Não vou me referir ao vértice Universidade. Primeiro, porque
já o tenho feito em outras oportunidades e porque nós bem
sabemos dos seus defeitos. Segundo, porque eles só poderão
ser amenizados e transformados em qualidades caso um novo
vértice, que tensione a PCT e a agenda da pesquisa universitária
pela via da policy e da politcs seja introduzido no seu
modelo cognitivo.

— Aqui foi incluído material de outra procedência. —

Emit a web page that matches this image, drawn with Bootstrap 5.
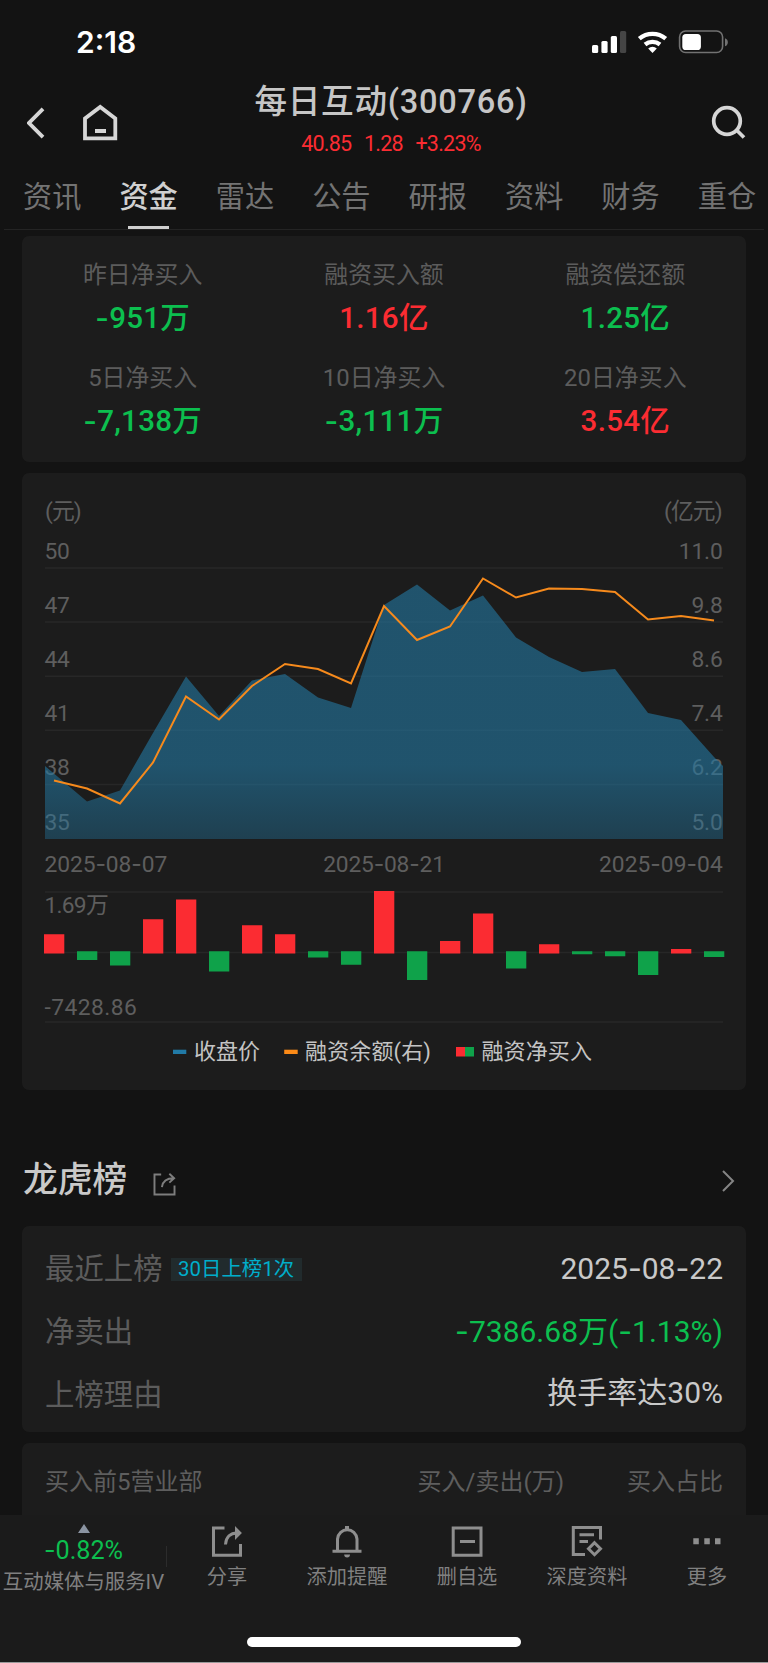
<!DOCTYPE html>
<html lang="zh-CN">
<head>
<meta charset="utf-8">
<meta name="viewport" content="width=device-width, initial-scale=1">
<title>每日互动(300766)</title>
<link rel="stylesheet" href="https://cdn.jsdelivr.net/npm/bootstrap@5.3.0/dist/css/bootstrap.min.css">
<style>
:root{--page:#131313;--panel:#1c1c1c;--dim:#5c5c5c;--mid:#7c7c7c;--bright:#c9c9c9;--up:#fb2c32;--down:#0cbf4f}
body{background:var(--page);color:var(--bright);font-family:Roboto,"Noto Sans CJK SC",sans-serif;line-height:1;height:1663px;overflow:hidden}
svg{display:block;flex:none}
.dash{font-family:Inter,sans-serif;font-style:normal}
.up{color:var(--up)}.down{color:var(--down)}.dim{color:var(--dim)}
.status{height:79px;padding:3px 39px 0 76px}
.clock{font:600 30px/1 Inter,sans-serif;color:#fff;padding-top:2px}
.topbar{height:88px;padding:0 22px 0 27px}
.identity{margin-left:-47px}
.stock-name{font-size:32.6px;letter-spacing:.75px;font-weight:500;color:#c6c6c6;height:46px}
.quote{font-size:21.5px;gap:12.5px;height:38px;letter-spacing:-.75px}
.tabs{height:63px;padding:0 0 0 23px;gap:38.6px;margin:0 4px 6px 0;background:linear-gradient(#242424,#242424) 4px 100%/100% 1px no-repeat;overflow:hidden}
.tabs a{font-size:29.2px;color:#737373;text-decoration:none;flex:none;height:63px;display:flex;align-items:center;position:relative;padding-bottom:2px;width:57.8px;white-space:nowrap}
.tabs a.active{color:#d0d0d0;font-weight:500}
.tabs a.active::after{content:"";position:absolute;left:9px;bottom:1px;width:41px;height:3px;background:#cfcfcf}
.panel{background:var(--panel);border-radius:7px;margin:0 22px}
.summary{height:226px;padding-top:19px}
.summary .k{font-size:23.9px;height:42px;color:var(--dim);display:flex;align-items:center;justify-content:center}
.summary .v{font-size:29.5px;font-weight:500;height:43px;display:flex;align-items:center;justify-content:center;letter-spacing:.3px}
.summary .col-4{height:103px}
.chart{height:617px;margin-top:11px}
.chart text{font-size:22.8px;fill:#5e5e5e;letter-spacing:-.2px}
.chart .lg{font-size:22px;fill:#c4c4c4;letter-spacing:0}
.section-title{height:136px;padding:71px 33px 0 23px}
.section-title h2{font-size:34.8px;font-weight:500;margin:0;line-height:1}
.lhb{height:206px;padding:12px 23px 0}
.lhb .line{height:63px;font-size:29.4px}
.lhb .val{font-size:30px;position:relative;top:-1px}
.tag{font-size:20.4px;color:#00aecb;background:#212b2d;height:23px;width:131px;margin-left:8px}
.broker{height:72px;padding:6px 23px 0;margin-top:11px;border-radius:7px 7px 0 0;font-size:24px;color:#5e5e5e}
.dock{height:148px;background:#1b1b1b;color:#808080;font-size:20.2px;border-bottom:1px solid #9a9a9a}
.dock .tool{width:120px;padding-top:9px}
.dock .tool span{margin-top:8px;height:22px;display:flex;align-items:center;white-space:nowrap}
.sector{width:167px;padding-top:9px}
.sector b{font-size:25.2px;font-weight:400;height:24px;margin-top:6px;display:flex;align-items:center}
.sector span{font-size:20.4px;margin-top:8px;white-space:nowrap;height:22px;display:flex;align-items:center}
.rule{width:1px;height:21px;background:#2c2c2c;margin:31px 0 0 -1px}
.home-bar{width:274px;height:10px;border-radius:5px;background:#fff;margin-top:7px}
</style>
</head>
<body class="d-flex flex-column">
<header>
  <div class="status d-flex align-items-center justify-content-between">
    <span class="clock">2:18</span>
    <svg width="138" height="26" viewBox="591 28 138 26">
      <g fill="#fff"><rect x="592" y="45" width="6.2" height="8" rx="1.5"/><rect x="601.4" y="41" width="6.2" height="12" rx="1.5"/><rect x="610.8" y="36" width="6.2" height="17" rx="1.5"/><rect x="620" y="31" width="6.2" height="22" rx="1.5" fill="#454545"/></g>
      <g fill="none" stroke="#fff" stroke-width="4.3"><path d="M639.3 38.7a20.5 20.5 0 0 1 26.4 0"/><path d="M645 44.5a12 12 0 0 1 15 0"/></g>
      <path d="M652.5 53l-4.3-4.6a6.6 6.6 0 0 1 8.6 0z" fill="#fff"/>
      <rect x="679.6" y="31" width="43" height="21.5" rx="6" fill="none" stroke="#727272" stroke-width="1.6"/>
      <rect x="682.3" y="34" width="18.6" height="16" rx="3.6" fill="#fff"/>
      <path d="M725 38.2c3.8 1.2 3.8 7 0 8z" fill="#727272"/>
    </svg>
  </div>
  <div class="topbar d-flex justify-content-between">
    <div class="d-flex pt-4">
      <svg width="92" height="40" viewBox="27 103 92 40" fill="none" stroke="#d6d6d6" stroke-width="3.8"><path d="M43 108.8L29 123L43 137.2"/><path d="M85 138.3V118.5L100.2 107L115.3 118.5V138.3Z"/><path d="M95 131H106" stroke-width="4"/></svg>
    </div>
    <div class="identity d-flex flex-column align-items-center">
      <div class="stock-name d-flex align-items-center">每日互动(300766)</div>
      <div class="quote d-flex align-items-center up"><span>40.85</span><span>1.28</span><span>+3.23%</span></div>
    </div>
    <div class="pt-4">
      <svg width="36" height="40" viewBox="710 103 36 40" fill="none" stroke="#d6d6d6" stroke-width="3.7"><circle cx="727" cy="121" r="13.3"/><path d="M736 129.5L744 137.5"/></svg>
    </div>
  </div>
  <nav class="tabs d-flex"><a href="#">资讯</a><a href="#" class="active">资金</a><a href="#">雷达</a><a href="#">公告</a><a href="#">研报</a><a href="#">资料</a><a href="#">财务</a><a href="#">重仓</a></nav>
</header>
<main>
  <section class="panel summary">
    <div class="row g-0 text-center">
      <div class="col-4"><div class="k">昨日净买入</div><div class="v down"><i class="dash">-</i>951万</div></div>
      <div class="col-4"><div class="k">融资买入额</div><div class="v up">1.16亿</div></div>
      <div class="col-4"><div class="k">融资偿还额</div><div class="v down">1.25亿</div></div>
      <div class="col-4"><div class="k">5日净买入</div><div class="v down"><i class="dash">-</i>7,138万</div></div>
      <div class="col-4"><div class="k">10日净买入</div><div class="v down"><i class="dash">-</i>3,111万</div></div>
      <div class="col-4"><div class="k">20日净买入</div><div class="v up">3.54亿</div></div>
    </div>
  </section>
  <section class="panel chart">
    <svg width="724" height="617" viewBox="22 473 724 617">
      <defs><linearGradient id="fade" gradientUnits="userSpaceOnUse" x1="0" y1="765" x2="0" y2="839"><stop offset="0" stop-color="#2378a2" stop-opacity=".6"/><stop offset="1" stop-color="#2378a2" stop-opacity=".39"/></linearGradient></defs>
      <path d="M45 568H723M45 622H723M45 676.2H723M45 730.3H723M45 784.5H723M45 892H723M45 952.5H723M45 1022H723" stroke="#272727" stroke-width="1.6"/>
      <g>
        <text x="45" y="519" textLength="36.5">(元)</text><text x="44.5" y="559">50</text><text x="44.5" y="613">47</text><text x="44.5" y="667.2">44</text><text x="44.5" y="721.3">41</text><text x="44.5" y="775.4">38</text><text x="44.5" y="829.5">35</text>
      </g>
      <g text-anchor="end">
        <text x="722.5" y="519" textLength="58.5">(亿元)</text><text x="722.5" y="559">11.0</text><text x="722.5" y="613">9.8</text><text x="722.5" y="667.2">8.6</text><text x="722.5" y="721.3">7.4</text><text x="722.5" y="775.4">6.2</text><text x="722.5" y="829.5">5.0</text>
      </g>
      <path fill="url(#fade)" d="M45 839V766L87 801.5L120 790.5L153 733L186 676.5L219 716L252 680.5L285 674L318 697.5L351 708L384 605L417 584.5L450 610.5L483 595.5L516 637.5L549 657L582 672L615 669L648 713L681 720L714 757L723 766V839Z"/>
      <polyline fill="none" stroke="#f68a1c" stroke-width="2" points="54,780.5 87,788.5 120,803.5 153,762.5 186,696.5 219,719.5 252,686 285,664 318,669 351,683.5 384,606 417,640 450,626.5 483,578.5 516,597.5 549,588.5 582,589 615,592 648,619.5 681,616 714,620.5"/>
      <text x="44.5" y="872" textLength="122.5">2025<tspan class="dash">-</tspan>08<tspan class="dash">-</tspan>07</text>
      <text x="384" y="872" text-anchor="middle" textLength="121.5">2025<tspan class="dash">-</tspan>08<tspan class="dash">-</tspan>21</text>
      <text x="722.5" y="872" text-anchor="end" textLength="123.5">2025<tspan class="dash">-</tspan>09<tspan class="dash">-</tspan>04</text>
      <text x="44.5" y="913" textLength="64">1.69万</text>
      <text x="44.5" y="1015" textLength="92">-7428.86</text>
      <path fill="#fb2c32" d="M44 934.3h20.3V953.5H44zM143 919.3h20.3V953.5H143zM176 899.5h20.3V953.5H176zM242 925.2h20.3V953.5H242zM275 934.2h20.3V953.5H275zM374 891h20.3V953.5H374zM440 941h20.3V953.5H440zM473 913.5h20.3V953.5H473zM539 944.3h20.3V953.5H539zM671 949h20.3V953.5H671z"/>
      <path fill="#0fa24a" d="M77 951.3h20.3V960H77zM110 951.3h20.3V965.4H110zM209 951.3h20.3V971.6H209zM308 951.3h20.3V957.6H308zM341 951.3h20.3V964.8H341zM407 951.3h20.3V980H407zM506 951.3h20.3V968.6H506zM572 951.3h20.3V954.3H572zM605 951.3h20.3V956.2H605zM638 951.3h20.3V975H638zM704 951.3h20.3V957H704z"/>
      <path fill="#217aa6" d="M173 1049.7h13.3v4.3H173z"/><path fill="#fb8a17" d="M284.2 1049.7h13.5v4.3h-13.5z"/>
      <path fill="#fb2c32" d="M456 1047h9v9.5h-9z"/><path fill="#0fa24a" d="M465 1047h9v9.5h-9z"/>
      <text class="lg" x="194" y="1059" textLength="66">收盘价</text><text class="lg" x="305" y="1059" textLength="126">融资余额(右)</text><text class="lg" x="481.5" y="1059" textLength="110.5">融资净买入</text>
    </svg>
  </section>
  <section>
    <div class="section-title d-flex align-items-start justify-content-between">
      <div class="d-flex"><h2 style="padding-top:2px">龙虎榜</h2>
        <svg style="margin:12px 0 0 26px" width="23" height="23" viewBox="0 0 31 31" fill="none" stroke="#7d7d7d" stroke-width="2.6"><path d="M11 2H2V29H29V17"/><path d="M12 19C13 11 19 7 28 7M22 1L28.5 7L22 13"/></svg></div>
      <svg style="margin-top:8px" width="14" height="24" viewBox="721 1169 14 24" fill="none" stroke="#858585" stroke-width="2"><path d="M723 1171L733 1181L723 1191"/></svg>
    </div>
    <div class="panel lhb">
      <div class="line d-flex align-items-center"><span class="dim">最近上榜</span><span class="tag d-flex align-items-center justify-content-center">30日上榜1次</span><span class="val ms-auto">2025<i class="dash">-</i>08<i class="dash">-</i>22</span></div>
      <div class="line d-flex align-items-center justify-content-between"><span class="dim">净卖出</span><span class="val down"><i class="dash">-</i>7386.68万(<i class="dash">-</i>1.13%)</span></div>
      <div class="line d-flex align-items-center justify-content-between"><span class="dim">上榜理由</span><span class="val pb-1">换手率达30%</span></div>
    </div>
    <div class="panel broker d-flex align-items-center"><span>买入前5营业部</span><span class="ms-auto">买入/卖出(万)</span><span style="margin-left:63px">买入占比</span></div>
  </section>
</main>
<footer class="dock">
  <div class="d-flex" style="height:115px">
    <div class="sector d-flex flex-column align-items-center">
      <svg width="12" height="9" viewBox="0 0 12 9"><path d="M0 9L6 0L12 9Z" fill="#8b94a2"/></svg>
      <b class="down"><i class="dash">-</i>0.82%</b><span>互动媒体与服务IV</span>
    </div>
    <div class="rule"></div>
    <div class="tool d-flex flex-column align-items-center"><svg width="32" height="34" viewBox="0 0 32 34" fill="none" stroke="#8e8e8e" stroke-width="3"><path d="M13.5 4H2.5V31.3H29.5V20"/><path d="M14.5 20.5C15 13 19.5 9 26 9"/><path d="M25 4.5L29.5 9L25 13.5Z" fill="#8e8e8e" stroke-width="2"/></svg><span>分享</span></div>
    <div class="tool d-flex flex-column align-items-center"><svg width="32" height="34" viewBox="0 0 32 34" fill="none" stroke="#8e8e8e" stroke-width="3"><path d="M6.5 27V15A9.8 10.3 0 0 1 26 15V27M1.5 27.3H30.5"/><path d="M16 2V5" stroke-width="4"/><path d="M13.2 30.5H19A2.9 3 0 0 1 13.2 30.5Z" fill="#8e8e8e" stroke="none"/></svg><span>添加提醒</span></div>
    <div class="tool d-flex flex-column align-items-center"><svg width="32" height="34" viewBox="0 0 32 34" fill="none" stroke="#8e8e8e" stroke-width="3"><path d="M2.2 4H30V31.3H2.2ZM9 17.5H24"/></svg><span>删自选</span></div>
    <div class="tool d-flex flex-column align-items-center"><svg width="32" height="34" viewBox="0 0 32 34" fill="none" stroke="#8e8e8e" stroke-width="3"><path d="M29.5 15.5V3.5H2.3V30.5H14M8.5 10.7H23M8.5 17.5H17"/><path d="M23.5 18.7L29.5 24.7L23.5 30.7L17.5 24.7Z"/></svg><span>深度资料</span></div>
    <div class="tool d-flex flex-column align-items-center"><svg width="32" height="34" viewBox="0 0 32 34" fill="#8e8e8e"><path d="M2.3 14.3h5.5v6H2.3zM13.3 14.3h5.5v6h-5.5zM24 14.3h5.5v6H24z"/></svg><span>更多</span></div>
  </div>
  <div class="home-bar mx-auto"></div>
</footer>
</body>
</html>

O “Quadrado do Dagnino” (e vale o duplo
sentido para os que o considerarão retrógrado) pretende
“introduzir” no triângulo da PCT o vértice dos Movimentos
Sociais.
Pretende fazer com que dela participe esse ator que com
cada vez maior força vem colocando sua agenda em outras
políticas públicas menos controladas pelos seus atores dominantes
e que ainda não dispõem de um substrato cognitivo adequado;
que é um portador do futuro igualitário que se quer construir;
e que possui necessidades insatisfeitas que, estas sim,
ao contrário daquelas poucas colocadas pelas empresas, contêm
desafios tecnocientíficos capazes de mobilizar nosso potencial
– tangível e intangível – de C&T.
Pretende fazer que dela participem os que, cada vez mais
excluídos, seguem financiando a produção de um conhecimento
crescentemente orientado para as empresas que hoje não absorve
nem a metade da nossa População Economicamente Ativa.
Os presentes à sessão a que me refiro concordaram que o
atual governo foi o primeiro a desenvolver ações no sentido
do desenvolvimento de tecnologia para a inclusão social.
Mas, que a julgar pela parcela dos recursos do PAC da C&T
a ele destinado – apenas 2% do total – muito mais deve (e
poderia) ser feito.
Discutiu-se também a necessidade de contar com instrumentos
e arranjos institucionais para viabilizar o atendimento
das demandas cognitivas dos Movimentos Sociais e implementar
o “Quadrado do Dagnino”. Citou-se, entre elas, o Instituto
Nacional de Inovação Social cuja proposta, enviada pela
Unicamp ao CNPq no âmbito de recente Edital, está sendo
reconsiderada pela comissão responsável.